Jésus vint et le démon qui était resté tapis auprès de Jeanne s’enfuit. Jésus se montra à Jeanne, cœur à nu. Il ne dit rien et ils se reconnurent. Et, en instant, dans un regard profond qui explique tout, elle comprit tout. D’abord, elle le vit dans le même état qu’elle, comme s’il sortait juste de sa croix, encore marqué des stigmates. Et, comme elle, son âme était marquée d’une expérience : « Mon Dieu ! Mon Dieu ! pourquoi m’as-tu abandonné ? » Elle vit que, comme elle, il n’était pas mort dans les transports de l’amour mais dans l'impression que cet amour était perdu (nuit de l'esprit).

 

Elle vit que la cause était Dieu lui-même. Et Jésus le lui confirma : « Nul ne peut voir Dieu sans mourir »

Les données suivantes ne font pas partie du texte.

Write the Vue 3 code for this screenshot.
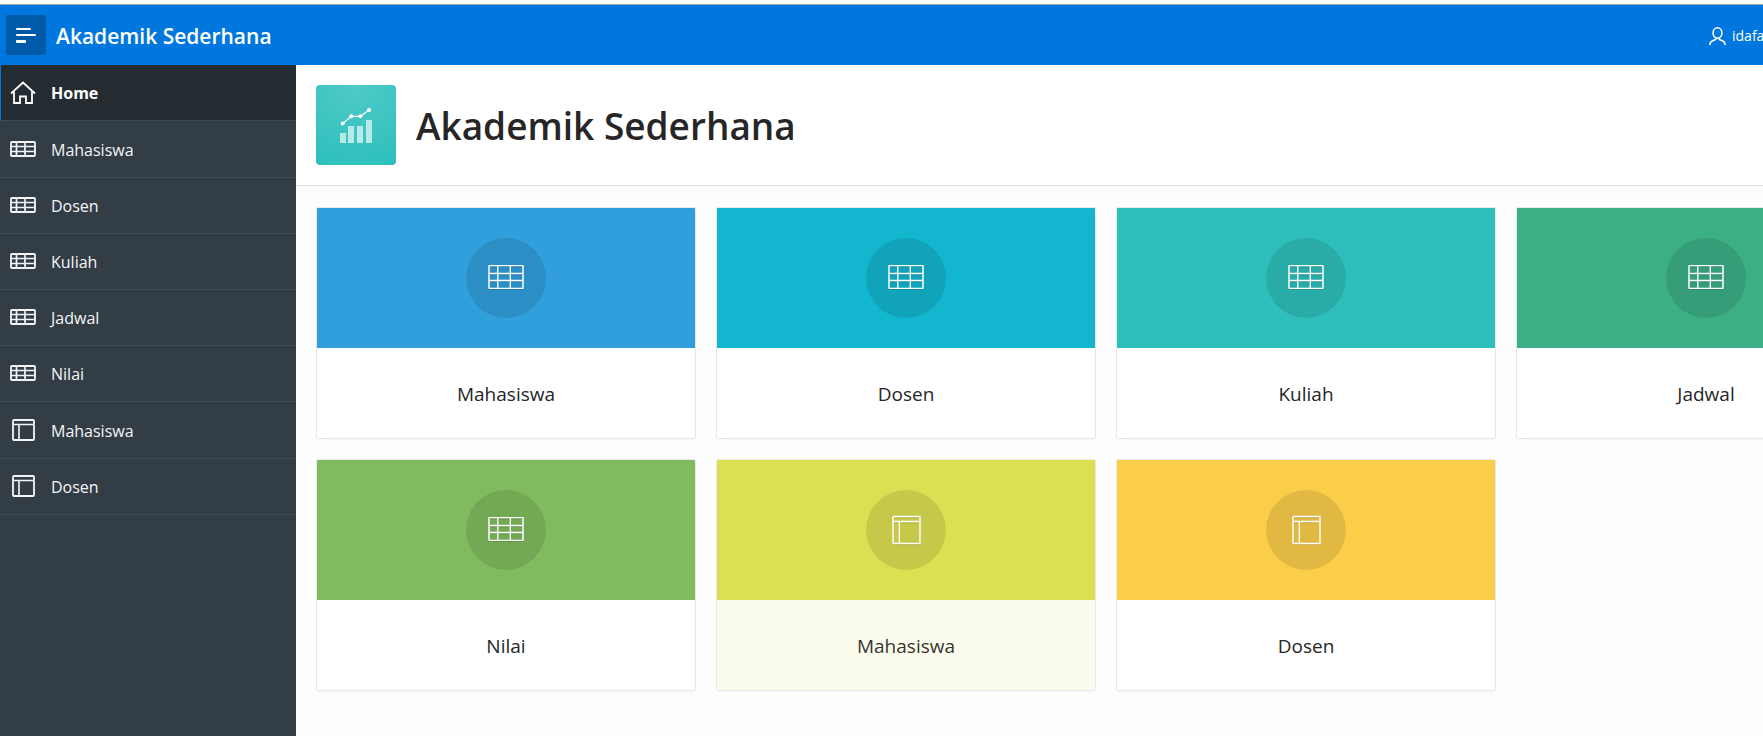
<script setup>
const menuGroups = [
  [{ label: 'Home', icon: 'home', active: true }],
  [
    { label: 'Mahasiswa', icon: 'table' },
    { label: 'Dosen', icon: 'table' },
    { label: 'Kuliah', icon: 'table' },
    { label: 'Jadwal', icon: 'table' },
    { label: 'Nilai', icon: 'table' },
  ],
  [
    { label: 'Mahasiswa', icon: 'layout' },
    { label: 'Dosen', icon: 'layout' },
  ],
]

const cards = [
  { label: 'Mahasiswa', icon: 'table', tone: 'blue' },
  { label: 'Dosen', icon: 'table', tone: 'cyan' },
  { label: 'Kuliah', icon: 'table', tone: 'teal' },
  { label: 'Jadwal', icon: 'table', tone: 'green' },
  { label: 'Nilai', icon: 'table', tone: 'leaf' },
  { label: 'Mahasiswa', icon: 'layout', tone: 'lime', hovered: true },
  { label: 'Dosen', icon: 'layout', tone: 'amber' },
]
</script>

<template>
  <div class="page">
    <header class="topbar">
      <button class="toggle" type="button" aria-label="Menu">
        <svg width="20" height="15" viewBox="0 0 20 15" fill="#fff" aria-hidden="true">
          <rect x="0" y="0" width="15" height="2" rx="1" />
          <rect x="0" y="6" width="20" height="2" rx="1" />
          <rect x="0" y="12" width="10" height="3" rx="1" />
        </svg>
      </button>
      <a class="brand" href="#">Akademik Sederhana</a>
      <a class="user" href="#">
        <svg class="user-icon" width="17" height="18" viewBox="0 0 17 18" fill="none" stroke="#fff" stroke-width="1.6" aria-hidden="true">
          <ellipse cx="8.500" cy="6" rx="4.400" ry="5.200" />
          <path d="M1 18v-1c0-1.500.8-2.400 2.200-3l3.300-1.500c.6-.3.8-.7.8-1.400M16 18v-1c0-1.500-.8-2.400-2.200-3l-3.300-1.500c-.6-.3-.8-.7-.8-1.400" />
        </svg>
        <span>idafa</span>
      </a>
    </header>

    <div class="body">
      <nav class="sidebar" aria-label="Navigation">
        <ul v-for="(group, g) in menuGroups" :key="g" class="group">
          <li v-for="item in group" :key="item.label">
            <a class="item" :class="{ active: item.active }" href="#">
              <span class="item-icon">
                <svg v-if="item.icon === 'home'" width="26" height="23" viewBox="0 0 26 23" fill="none" stroke="#fff" stroke-width="1.8" aria-hidden="true">
                  <path d="M1 12.500 13 1.500l12 11" />
                  <path d="M4 10.500V22h6v-6.500h6V22h6V10.500" />
                </svg>
                <svg v-else-if="item.icon === 'table'" width="26" height="16" viewBox="0 0 26 16" fill="none" stroke="#f4f5f6" aria-hidden="true">
                  <rect x="1" y="1" width="24" height="14" rx="1" stroke-width="1.800" />
                  <path d="M6.500 1v14M15 1v14M1 5.500h24M1 10.500h24" stroke-width="1.700" />
                </svg>
                <svg v-else width="24" height="22" viewBox="0 0 24 22" fill="none" stroke="#f4f5f6" aria-hidden="true">
                  <rect x="2" y="1" width="21" height="20" rx="1" stroke-width="1.800" />
                  <path d="M2 5.500h21M8 5.500V21" stroke-width="1.600" />
                </svg>
              </span>
              <span>{{ item.label }}</span>
            </a>
          </li>
        </ul>
      </nav>

      <main class="content">
        <section class="hero">
          <span class="logo">
            <svg width="34" height="36" viewBox="0 0 34 36" aria-hidden="true">
              <g fill="#fff" fill-opacity=".64">
                <rect x="1" y="26" width="6" height="10" />
                <rect x="9" y="19" width="6" height="17" />
                <rect x="18" y="19" width="6" height="17" />
                <rect x="27" y="13" width="6" height="23" />
              </g>
              <path d="M3.700 16.500 12.300 9.300h9L30 3" fill="none" stroke="#fff" stroke-width="1.200" />
              <g fill="#fff">
                <circle cx="3.700" cy="16.500" r="2" />
                <circle cx="12.300" cy="9.300" r="2" />
                <circle cx="21.300" cy="9.300" r="2" />
                <circle cx="30" cy="3" r="2" />
              </g>
            </svg>
          </span>
          <h1>Akademik Sederhana</h1>
        </section>

        <section class="cards">
          <a v-for="(card, c) in cards" :key="c" class="card" :class="{ hovered: card.hovered }" href="#">
            <span class="cover" :class="card.tone">
              <span class="disc">
                <svg v-if="card.icon === 'table'" class="glyph table-glyph" width="36" height="24" viewBox="0 0 36 24" fill="none" stroke="#fff" aria-hidden="true">
                  <rect x="1" y=".5" width="34" height="23" rx=".8" stroke-width="1.500" />
                  <path d="M1 8.500h34M1 15.500h34M9.800.5v23M22.300.5v23" stroke-width="1.400" />
                </svg>
                <svg v-else class="glyph" width="30" height="30" viewBox="0 0 30 30" fill="none" stroke="#fff" aria-hidden="true">
                  <rect x="2" y="1.500" width="27" height="27" rx=".8" stroke-width="1.500" />
                  <path d="M2 6.500h27M8.300 6.500v22" stroke-width="1.400" />
                </svg>
              </span>
            </span>
            <span class="caption">{{ card.label }}</span>
          </a>
        </section>
      </main>
    </div>
  </div>
</template>

<style>
html,
body {
  margin: 0;
  background: #fdfdfd;
}
body {
  overflow: hidden;
}
</style>

<style scoped>
.page {
  display: flex;
  flex-direction: column;
  box-sizing: border-box;
  min-height: 100vh;
  padding-top: 4px;
  overflow: hidden;
  background: #fff;
  color: #262626;
  font-family: "Open Sans", "Noto Sans", sans-serif;
}
a {
  color: inherit;
  text-decoration: none;
}
.topbar {
  display: flex;
  align-items: center;
  height: 60px;
  padding-left: 6px;
  border-top: 1px solid #a3a9ae;
  background: #0076df;
  color: #fff;
}
.toggle {
  display: flex;
  align-items: center;
  justify-content: center;
  width: 40px;
  height: 40px;
  padding: 0;
  border: 0;
  border-radius: 2px;
  background: #0059a9;
}
.brand {
  padding-top: 2px;
  margin-left: 10px;
  font-size: 21px;
  font-weight: 600;
  line-height: 28px;
}
.user {
  display: flex;
  align-items: center;
  gap: 6px;
  width: 54px;
  padding-top: 1px;
  margin-left: auto;
  overflow: hidden;
  font-size: 14px;
  line-height: 20px;
}
.user-icon {
  flex: none;
}
.body {
  display: flex;
  flex: 1;
}
.sidebar {
  display: flex;
  flex: none;
  flex-direction: column;
  gap: 1px;
  width: 296px;
  background: #333d46;
  color: #f4f5f6;
}
.group {
  margin: 0;
  padding: 0;
  list-style: none;
}
.item {
  display: flex;
  align-items: center;
  gap: 15px;
  box-sizing: border-box;
  min-height: 56px;
  padding-top: 1px;
  padding-left: 10px;
  border-bottom: 1px solid #414b54;
  font-size: 16px;
  line-height: 24px;
}
.item.active {
  padding-left: 9px;
  border-left: 1px solid #0076df;
  background: #252c31;
  color: #fff;
  font-weight: 700;
}
.item-icon {
  display: flex;
  justify-content: center;
  width: 26px;
  padding-bottom: 2px;
}
.content {
  flex: 1;
  min-width: 0;
  background: #fdfdfd;
}
.hero {
  display: flex;
  align-items: center;
  gap: 20px;
  padding: 20px;
  border-bottom: 1px solid #e1e1e1;
  background: #fff;
}
.logo {
  display: flex;
  align-items: center;
  justify-content: center;
  width: 80px;
  height: 80px;
  border-radius: 4px;
  background: radial-gradient(circle at 50% 0, #4fcac7, #2dbfbc);
}
h1 {
  padding-top: 2px;
  margin: 0;
  font-size: 37px;
  font-weight: 600;
  line-height: 48px;
}
.cards {
  display: grid;
  grid-template-columns: repeat(4, minmax(380px, 1fr));
  gap: 20px;
  padding: 21px 20px;
}
.card {
  display: flex;
  flex-direction: column;
  overflow: hidden;
  border: 1px solid #e8e8e8;
  border-radius: 2px;
  background: #fff;
  box-shadow: 0 2px 4px -2px rgba(0, 0, 0, 0.06);
}
.card.hovered {
  background: #fbfcee;
  color: #36362f;
}
.cover {
  display: flex;
  align-items: center;
  justify-content: center;
  padding: 30px;
}
.disc {
  display: flex;
  align-items: center;
  justify-content: center;
  width: 80px;
  height: 80px;
  border-radius: 50%;
  background: rgba(0, 0, 0, 0.1);
}
.glyph {
  filter: drop-shadow(0 1px 0 rgba(0, 0, 0, 0.12));
}
.table-glyph {
  margin-bottom: 2px;
}
.caption {
  padding: 33px 16px 31px;
  font-size: 19px;
  line-height: 26px;
  text-align: center;
}
.blue { background: #309fdb; }
.cyan { background: #13b6cf; }
.teal { background: #2ebfbc; }
.green { background: #3caf85; }
.leaf { background: #81bb5f; }
.lime { background: #dddf53; }
.amber { background: #fbce4a; }
</style>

- Pourquoi, Jésus ? Ne suffit-il pas qu’on t’aime ?

- Non, Jeanne, cela ne suffit pas. Viens et vois ! lui dit Jésus dont l’humanité disparut, laissant place à … sa divinité.

 

Et elle vit.

 

Elle comprit.

 

Et elle demeura en Dieu, à jamais, comme happée. Elle n’en sortit plus jamais, même lorsqu’elle parcourut la terre pour aider ses habitants. Elle vit le Père, tout mort à lui-même, n’existant que dans, par et pour le Fils. C’était un don absolu, comme une perpétuelle "mort à soi-même" qui donne vie. On ne peut pas parler d’humilité en Dieu. Ce serait maladroit. Mais quel mot trouver ? C’était si humble qu’il était impossible de l’aimer, de le comprendre, sans lui ressembler sur ce point. Elle vit que Dieu ne pouvait pas faire autrement. Le moindre retours sur soi, le moindre désir individuel (même légitime, même lié à la charité la plus sublime), et on ne pouvait voir Dieu.

 

Voilà pourquoi, pour préparer tout homme un tel Coeur (puisque c'est indispensable), Dieu procède de la manière suivante: il retire tôt ou tard à toute personne ce qui constitue son trésor.

 

- Pour purifier l'avare, c'est facile: Dieu lui retire sa cassette d'or. C'est pour lui une vraie nuit de l'esprit, très efficace pour le disposer au salut (c'est la croix du mauvais larron).

 

- Pour purifier sainte Jeanne d’Arc (dont le trésor était le Christ), Dieu lui retira … le Christ (d'où la terrible nuit de l'esprit de sa mort).